“Rev War Roundatble with ERW” Discusses “The Cabinet” with Dr. Lindsay Chervinksy

George Washington’s first presidential cabinet included many luminaries of the American Revolutionary era; Thomas Jefferson as Secretary of State and Alexander Hamilton as Secretary of the Treasury to just name two. When studying the formation of the present United States government and the creation of cabinets that serve the president, we tend to gloss over it, as a sort of bygone conclusion, that this was a natural product out of this creation.

A closer reading of the United States Constitution, however, does not include the executive branch having a cabinet of secretaries to assist the president. George Washington, as first president, was entirely on his own in creating one, and the first cabinet meeting was not called into session until two and a half years into his first term.

The creation of this American institution is the basis of this week’s “Rev War Revelry” as Emerging Revolutionary War welcomes historian and author Dr. Lindsay Chervinsky as she discusses the history in and surrounding her publication, The Cabinet, George Washington and the Creation of an American Institution.

When discussing the importance of the cabinet, Chervinsky said:

“The best way to better understand the creation of the presidency, presidential leadership, or Washington’s legacy is through the cabinet.”

But this story isn’t just one about the early Founding Era. As Chervinsky writes in her work, “we can’t evaluate the cabinet without examining Washington’s use of councils of war from the Revolution.
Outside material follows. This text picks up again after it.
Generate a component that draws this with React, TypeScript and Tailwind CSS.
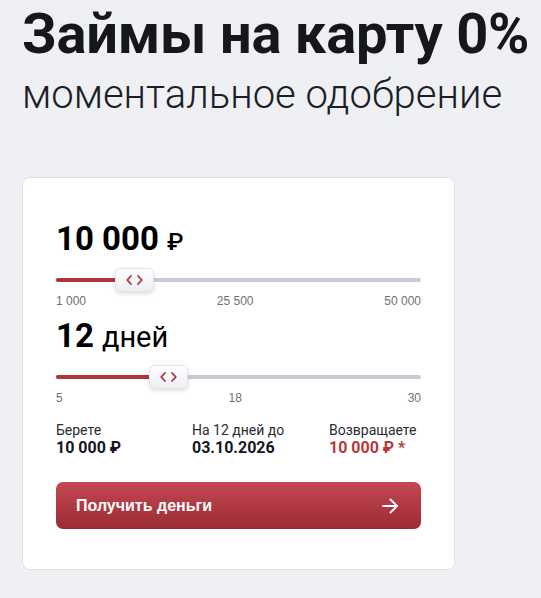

He developed critical management strategies in the councils that he replicated as president. The war shaped Washington as president.”

Chervinsky is an early American historian and is currently the Scholar-in-Residence at the Institute for Thomas Paine Studies at Iona College and a Senior Fellow at the International Center for Jefferson Studies. In addition, she is teaches courses on the presidency at George Washington University’s School of Media and Public Affairs.